Begin with the first line of the material and copy each line word for word through the line that contains "<SectionHeader />"; the pictures are left out.

--------------------

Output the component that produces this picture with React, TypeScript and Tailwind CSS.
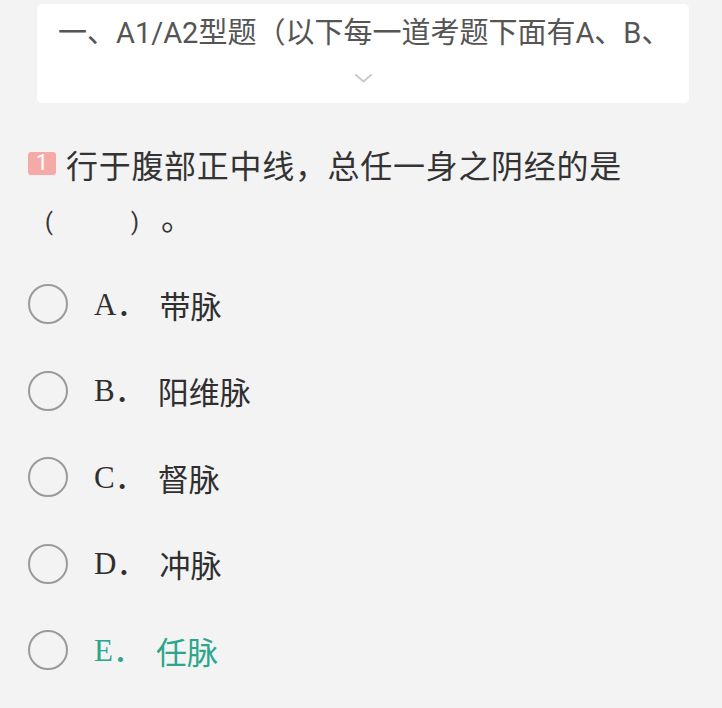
type Option = {
  key: string;
  text: string;
  correct?: boolean;
};

const options: Option[] = [
  { key: 'A', text: '带脉' },
  { key: 'B', text: '阳维脉' },
  { key: 'C', text: '督脉' },
  { key: 'D', text: '冲脉' },
  { key: 'E', text: '任脉', correct: true },
];

function SectionHeader() {
  return (
    <div className="ml-[37px] w-[652px] h-[99px] rounded-[5px] bg-white pt-[11px] pl-[21px] pr-[10px]">
      <div
        className="overflow-hidden whitespace-nowrap text-[29px] leading-[36px] text-[#555555]"
        style={{ fontFamily: 'Roboto, "Noto Sans CJK SC", sans-serif' }}
      >
        一、A1/A2型题（以下每一道考题下面有A、B、
      </div>
      <div className="mt-[23px] flex justify-center pr-[10px]">
        <svg width="17" height="9" viewBox="0 0 17 9" fill="none">
          <path d="M1 1l7.5 6.5L16 1" stroke="#c9c9c9" strokeWidth="2" strokeLinecap="round" strokeLinejoin="round" />
        </svg>
      </div>
    </div>
  );
}

export default function App() {
  return (
    <div
      className="h-[708px] w-[722px] overflow-hidden bg-[#f3f3f3] pt-[4px]"
      style={{ fontFamily: '"Noto Sans CJK SC", "Noto Sans", sans-serif' }}
    >
      <SectionHeader />

      <div className="mt-[37px] pl-[28px] pr-[20px] text-[#333333]">
        <div className="flex h-[48px] items-center text-[32px] tracking-[0.7px]">
          <span
            className="mr-[10px] flex h-[23px] w-[28px] -translate-y-[1px] items-center justify-center rounded-[3px] bg-[#f6aaa8] text-[22px] leading-none tracking-normal text-white"
            style={{ fontFamily: 'Roboto, sans-serif' }}
          >
            1
          </span>
          <span>行于腹部正中线，总任一身之阴经的是</span>
        </div>
        <div className="flex h-[48px] items-baseline pl-[17px] pt-[4px]">
          <span className="text-[23px]" style={{ fontFamily: 'Roboto, sans-serif' }}>
            (
          </span>
          <span className="ml-[78px] text-[23px]" style={{ fontFamily: 'Roboto, sans-serif' }}>
            )
          </span>
          <span className="ml-[22px] text-[32px]">。</span>
        </div>
      </div>

      <div className="mt-[25px] flex flex-col">
        {options.map((opt) => (
          <div key={opt.key} className="flex h-[86.5px] items-center pl-[28px]">
            <span className="h-[40px] w-[40px] shrink-0 rounded-full border-2 border-[#9a9a9a]"></span>
            <span
              className={
                'ml-[26px] flex items-center text-[31px] leading-none ' +
                (opt.correct ? 'text-[#2ca58d]' : 'text-[#2f2f2f]')
              }
              style={{ fontFamily: '"Liberation Serif", "Noto Sans CJK SC", serif' }}
            >
              <span>{opt.key}．</span>
              <span
                className="ml-[12px]"
                style={{ fontFamily: '"Noto Sans CJK SC", sans-serif' }}
              >
                {opt.text}
              </span>
            </span>
          </div>
        ))}
      </div>
    </div>
  );
}
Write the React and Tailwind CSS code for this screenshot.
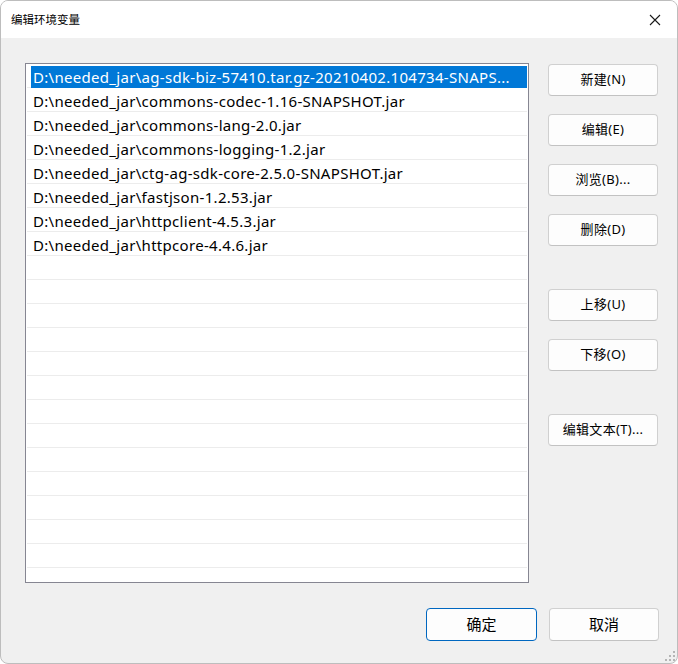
import { useState } from "react";

const paths = [
  "D:\\needed_jar\\ag-sdk-biz-57410.tar.gz-20210402.104734-SNAPS...",
  "D:\\needed_jar\\commons-codec-1.16-SNAPSHOT.jar",
  "D:\\needed_jar\\commons-lang-2.0.jar",
  "D:\\needed_jar\\commons-logging-1.2.jar",
  "D:\\needed_jar\\ctg-ag-sdk-core-2.5.0-SNAPSHOT.jar",
  "D:\\needed_jar\\fastjson-1.2.53.jar",
  "D:\\needed_jar\\httpclient-4.5.3.jar",
  "D:\\needed_jar\\httpcore-4.4.6.jar",
];

const ROWS = 21;

function SideButton({ label, className = "" }) {
  return (
    <button
      className={`h-[32px] w-[110px] rounded-[4px] border border-[#d0d0d0] border-b-[#c2c2c2] bg-[#fdfdfd] text-[13px] tracking-[0.3px] text-black ${className}`}
    >
      {label}
    </button>
  );
}

function PathList({ selected, onSelect }) {
  const rows = Array.from({ length: ROWS }, (_, i) => paths[i] ?? null);
  return (
    <div className="h-[520px] w-[504px] overflow-hidden border border-[#868692] bg-white px-[1px]">
      {rows.map((p, i) => (
        <div
          key={i}
          onClick={() => p && onSelect(i)}
          className="flex h-[24px] border-b border-[#ececec]"
        >
          {p && (
            <div
              className={`mt-[2px] ml-[4px] flex h-[22px] flex-1 items-center overflow-hidden whitespace-nowrap pl-[2px] text-[15px] tracking-[0.3px] ${
                selected === i ? "bg-[#0078d7] text-white" : "text-black"
              }`}
            >
              {p}
            </div>
          )}
        </div>
      ))}
    </div>
  );
}

export default function App() {
  const [selected, setSelected] = useState(0);

  return (
    <div className="h-[664px] w-[678px] bg-white">
      <div
        className="relative flex h-[664px] w-[678px] flex-col overflow-hidden rounded-[8px] border border-[#bdbdbd] bg-[#f0f0f0]"
        style={{ fontFamily: '"Noto Sans", "Noto Sans CJK SC", sans-serif' }}
      >
        {/* title bar */}
        <div className="flex h-[37px] items-center justify-between bg-white pl-[10px] pr-[16px]">
          <span className="text-[11.5px] text-black">编辑环境变量</span>
          <svg width="12" height="12" viewBox="0 0 12 12">
            <path d="M1 1 L11 11 M11 1 L1 11" stroke="#1a1a1a" strokeWidth="1.1" />
          </svg>
        </div>

        {/* list + side buttons */}
        <div className="flex pt-[25px] pl-[24px]">
          <PathList selected={selected} onSelect={setSelected} />
          <div className="ml-[19px] mt-[1px] flex flex-col">
            <SideButton label="新建(N)" />
            <SideButton label="编辑(E)" className="mt-[18px]" />
            <SideButton label="浏览(B)..." className="mt-[18px]" />
            <SideButton label="删除(D)" className="mt-[18px]" />
            <SideButton label="上移(U)" className="mt-[43px]" />
            <SideButton label="下移(O)" className="mt-[18px]" />
            <SideButton label="编辑文本(T)..." className="mt-[43px]" />
          </div>
        </div>

        {/* bottom buttons */}
        <div className="flex justify-end gap-[12px] pt-[25px] pr-[18px]">
          <button className="h-[33px] w-[111px] rounded-[4px] border border-[#0067c0] bg-[#fdfdfd] text-[15px] text-black">
            确定
          </button>
          <button className="h-[33px] w-[110px] rounded-[4px] border border-[#d0d0d0] border-b-[#c2c2c2] bg-[#fdfdfd] text-[15px] text-black">
            取消
          </button>
        </div>

        {/* resize grip */}
        <svg className="absolute right-[2px] bottom-[2px]" width="10" height="10" viewBox="0 0 10 10">
          {[
            [8, 0], [8, 4], [4, 4], [8, 8], [4, 8], [0, 8],
          ].map(([x, y]) => (
            <rect key={`${x}-${y}`} x={x} y={y} width="2" height="2" fill="#b5b5b5" />
          ))}
        </svg>
      </div>
    </div>
  );
}
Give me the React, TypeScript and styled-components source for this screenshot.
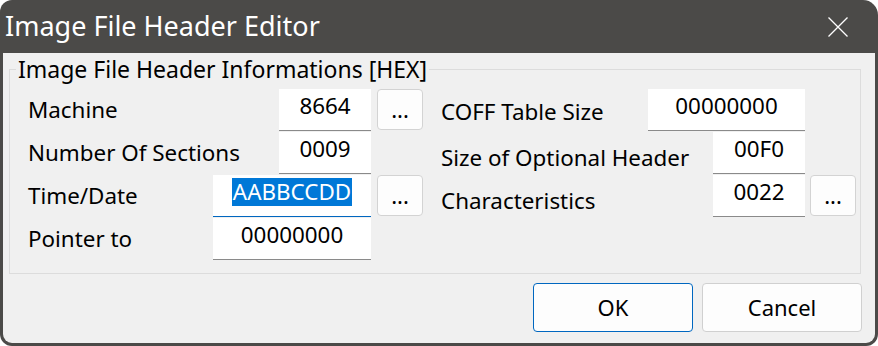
import React from 'react';
import styled, { createGlobalStyle } from 'styled-components';

const Global = createGlobalStyle`
  html, body { margin: 0; padding: 0; background: #ffffff; }
  body {
    width: 878px; height: 346px; overflow: hidden;
    font-family: "Noto Sans", "Open Sans", sans-serif;
    color: #000;
  }
`;

const Window = styled.div`
  width: 878px;
  height: 346px;
  box-sizing: border-box;
  background: #4b4a48;
  border-radius: 12px 15px 12px 12px;
  padding: 0 3px 3px 3px;
  display: flex;
  flex-direction: column;
  overflow: hidden;
`;

const TitleBar = styled.div`
  height: 53px;
  flex: none;
  display: flex;
  align-items: center;
  justify-content: space-between;
  padding: 0 27px 0 2px;
  color: #ffffff;
`;

const Title = styled.div`
  font-size: 27px;
  line-height: 1;
  padding-bottom: 3px;
`;

const CloseIcon = styled.svg`
  width: 20px;
  height: 20px;
  display: block;
  margin-top: 1px;
`;

const Body = styled.div`
  flex: 1;
  background: #f0f0f0;
  border-radius: 0 0 9px 9px;
  padding: 1px 14px 11px 6px;
  display: flex;
  flex-direction: column;
`;

const Group = styled.fieldset`
  margin: 0;
  padding: 0 0 13px 0;
  border: 1px solid #dcdcdc;
  min-width: 0;
`;

const Legend = styled.legend`
  margin-left: 6px;
  padding: 0 2px;
  font-size: 23px;
  line-height: 30px;
`;

const Columns = styled.div`
  display: grid;
  grid-template-columns: 395px 415px;
  column-gap: 18px;
  padding: 4px 0 0 18px;
`;

const Column = styled.div`
  display: flex;
  flex-direction: column;
`;

const Row = styled.div`
  display: flex;
  align-items: center;
  height: 43px;
`;

const Label = styled.div<{ $shift?: number }>`
  flex: 1;
  font-size: 22.4px;
  white-space: nowrap;
  padding-top: ${p => p.$shift ?? 0}px;
`;

const Field = styled.div<{ $width: number; $focused?: boolean }>`
  width: ${p => p.$width}px;
  height: 42px;
  box-sizing: border-box;
  background: #ffffff;
  border-bottom: 1px solid ${p => (p.$focused ? '#0067c0' : '#8a8a8a')};
  display: flex;
  align-items: center;
  justify-content: center;
  padding-bottom: 7px;
  font-size: 22.4px;
`;

const Selected = styled.span`
  background: #0078d7;
  color: #ffffff;
  padding: 0 1px;
  line-height: 28px;
`;

const DotsButton = styled.button<{ $gap: number }>`
  width: 46px;
  height: 41px;
  margin-left: ${p => p.$gap}px;
  box-sizing: border-box;
  border: 1px solid #d3d3d3;
  border-radius: 4px;
  background: #fdfdfd;
  font-family: inherit;
  font-size: 22px;
  color: #000;
  padding: 0 0 2px 0;
`;

const Spacer = styled.div<{ $gap: number }>`
  width: 46px;
  margin-left: ${p => p.$gap}px;
`;

const Footer = styled.div`
  display: flex;
  justify-content: flex-end;
  gap: 9px;
  margin-top: 9px;
  margin-right: -1px;
`;

const DialogButton = styled.button<{ $primary?: boolean }>`
  width: 160px;
  height: 49px;
  box-sizing: border-box;
  border: 1px solid ${p => (p.$primary ? '#0067c0' : '#d0d0d0')};
  border-radius: 4px;
  background: #fdfdfd;
  font-family: inherit;
  font-size: 22px;
  color: #000;
  padding: 0 0 2px 0;
`;

type Item = {
  label: string;
  value: string;
  width: number;
  dots?: boolean;
  focused?: boolean;
  shift?: number;
};

const left: Item[] = [
  { label: 'Machine', value: '8664', width: 92, dots: true },
  { label: 'Number Of Sections', value: '0009', width: 92 },
  { label: 'Time/Date', value: 'AABBCCDD', width: 158, dots: true, focused: true },
  { label: 'Pointer to', value: '00000000', width: 158 },
];

const right: Item[] = [
  { label: 'COFF Table Size', value: '00000000', width: 157, shift: 4 },
  { label: 'Size of Optional Header', value: '00F0', width: 92, shift: 9 },
  { label: 'Characteristics', value: '0022', width: 92, dots: true, shift: 10 },
];

function FieldRow({ item, gap }: { item: Item; gap: number }) {
  return (
    <Row>
      <Label $shift={item.shift}>{item.label}</Label>
      <Field $width={item.width} $focused={item.focused}>
        {item.focused ? <Selected>{item.value}</Selected> : item.value}
      </Field>
      {item.dots ? <DotsButton $gap={gap}>...</DotsButton> : <Spacer $gap={gap} />}
    </Row>
  );
}

export default function App() {
  return (
    <>
      <Global />
      <Window>
        <TitleBar>
          <Title>Image File Header Editor</Title>
          <CloseIcon viewBox="0 0 20 20">
            <path d="M0.5 0.5 L19.5 19.5 M19.5 0.5 L0.5 19.5" stroke="#ffffff" strokeWidth="1.3" fill="none" />
          </CloseIcon>
        </TitleBar>
        <Body>
          <Group>
            <Legend>Image File Header Informations [HEX]</Legend>
            <Columns>
              <Column>
                {left.map(it => (
                  <FieldRow key={it.label} item={it} gap={6} />
                ))}
              </Column>
              <Column>
                {right.map(it => (
                  <FieldRow key={it.label} item={it} gap={5} />
                ))}
              </Column>
            </Columns>
          </Group>
          <Footer>
            <DialogButton $primary>OK</DialogButton>
            <DialogButton>Cancel</DialogButton>
          </Footer>
        </Body>
      </Window>
    </>
  );
}
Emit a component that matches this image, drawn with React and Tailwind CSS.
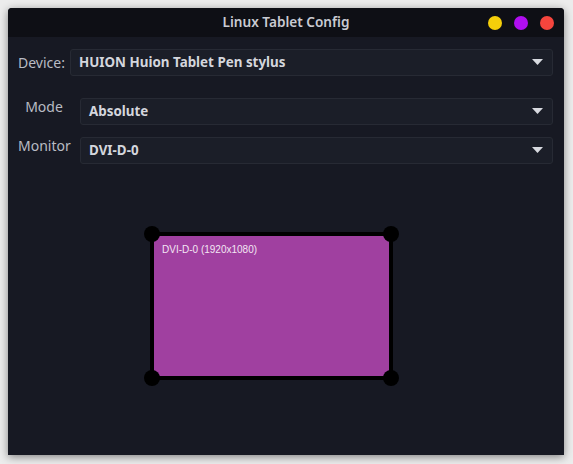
import React from 'react';

function Select({ value }) {
    return (
        <div className="flex-1 h-[27px] flex items-center justify-between bg-[#1b1e28] border border-[#272a34] rounded-[3px] pl-[8px] pr-[8px]">
            <span className="text-[13.4px] font-bold text-[#d4d6dd] leading-none">{value}</span>
            <svg width="11" height="7" viewBox="0 0 11 7" className="mr-[1px]">
                <path d="M0 0H11L5.5 6Z" fill="#d8dae0" />
            </svg>
        </div>
    );
}

export default function App() {
    return (
        <div className="w-[573px] h-[464px] bg-[#ececec] p-[8px] pr-[9px] pb-[9px] font-['Noto_Sans',sans-serif]">
            <div className="w-[556px] h-[447px] flex flex-col bg-[#171923] rounded-t-[4px] overflow-hidden shadow-[0_2px_9px_rgba(0,0,0,0.45)]">

                {/* Title bar */}
                <div className="relative h-[29px] shrink-0 bg-[#0e0f15] flex items-center justify-center">
                    <span className="text-[13.6px] font-semibold text-[#c9cbd2]">Linux Tablet Config</span>
                    <div className="absolute right-[10px] top-[8px] flex gap-[12px]">
                        <span className="w-[14px] h-[14px] rounded-full bg-[#f5cf0a]" />
                        <span className="w-[14px] h-[14px] rounded-full bg-[#b00ef0]" />
                        <span className="w-[14px] h-[14px] rounded-full bg-[#f5453d]" />
                    </div>
                </div>

                {/* Form */}
                <div className="pl-[10px] pr-[11px] pt-[12px] flex flex-col">
                    <div className="flex items-center gap-[5px]">
                        <span className="text-[14px] text-[#b9bcc4]">Device:</span>
                        <Select value="HUION Huion Tablet Pen stylus" />
                    </div>
                    <div className="flex items-start mt-[22px]">
                        <span className="w-[52px] text-center text-[14px] leading-[18px] text-[#b9bcc4]">Mode</span>
                        <div className="flex-1 flex ml-[10px]"><Select value="Absolute" /></div>
                    </div>
                    <div className="flex items-start mt-[12px]">
                        <span className="w-[52px] text-center text-[14px] leading-[18px] text-[#b9bcc4]">Monitor</span>
                        <div className="flex-1 flex ml-[10px]"><Select value="DVI-D-0" /></div>
                    </div>
                </div>

                {/* Monitor canvas */}
                <div className="ml-[142px] mt-[68px]">
                    <div className="relative w-[243px] h-[148px] border-4 border-black bg-[#a040a0]">
                        <span className="absolute left-[8px] top-[6px] font-['Liberation_Sans',sans-serif] text-[10px] text-[#f3e6f3]">DVI-D-0 (1920x1080)</span>
                        <span className="absolute -left-[10px] -top-[10px] w-[16px] h-[16px] rounded-full bg-black" />
                        <span className="absolute -right-[10px] -top-[10px] w-[16px] h-[16px] rounded-full bg-black" />
                        <span className="absolute -left-[10px] -bottom-[10px] w-[16px] h-[16px] rounded-full bg-black" />
                        <span className="absolute -right-[10px] -bottom-[10px] w-[16px] h-[16px] rounded-full bg-black" />
                    </div>
                </div>
            </div>
        </div>
    );
}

--------------------

■ Task output:
Output the component that produces this picture with React, TypeScript and Tailwind CSS.
type Option = {
  key: string;
  text: string;
  correct?: boolean;
};

const options: Option[] = [
  { key: 'A', text: '带脉' },
  { key: 'B', text: '阳维脉' },
  { key: 'C', text: '督脉' },
  { key: 'D', text: '冲脉' },
  { key: 'E', text: '任脉', correct: true },
];

function SectionHeader() {
  return (
    <div className="ml-[37px] w-[652px] h-[99px] rounded-[5px] bg-white pt-[11px] pl-[21px] pr-[10px]">
      <div
        className="overflow-hidden whitespace-nowrap text-[29px] leading-[36px] text-[#555555]"
        style={{ fontFamily: 'Roboto, "Noto Sans CJK SC", sans-serif' }}
      >
        一、A1/A2型题（以下每一道考题下面有A、B、
      </div>
      <div className="mt-[23px] flex justify-center pr-[10px]">
        <svg width="17" height="9" viewBox="0 0 17 9" fill="none">
          <path d="M1 1l7.5 6.5L16 1" stroke="#c9c9c9" strokeWidth="2" strokeLinecap="round" strokeLinejoin="round" />
        </svg>
      </div>
    </div>
  );
}

export default function App() {
  return (
    <div
      className="h-[708px] w-[722px] overflow-hidden bg-[#f3f3f3] pt-[4px]"
      style={{ fontFamily: '"Noto Sans CJK SC", "Noto Sans", sans-serif' }}
    >
      <SectionHeader />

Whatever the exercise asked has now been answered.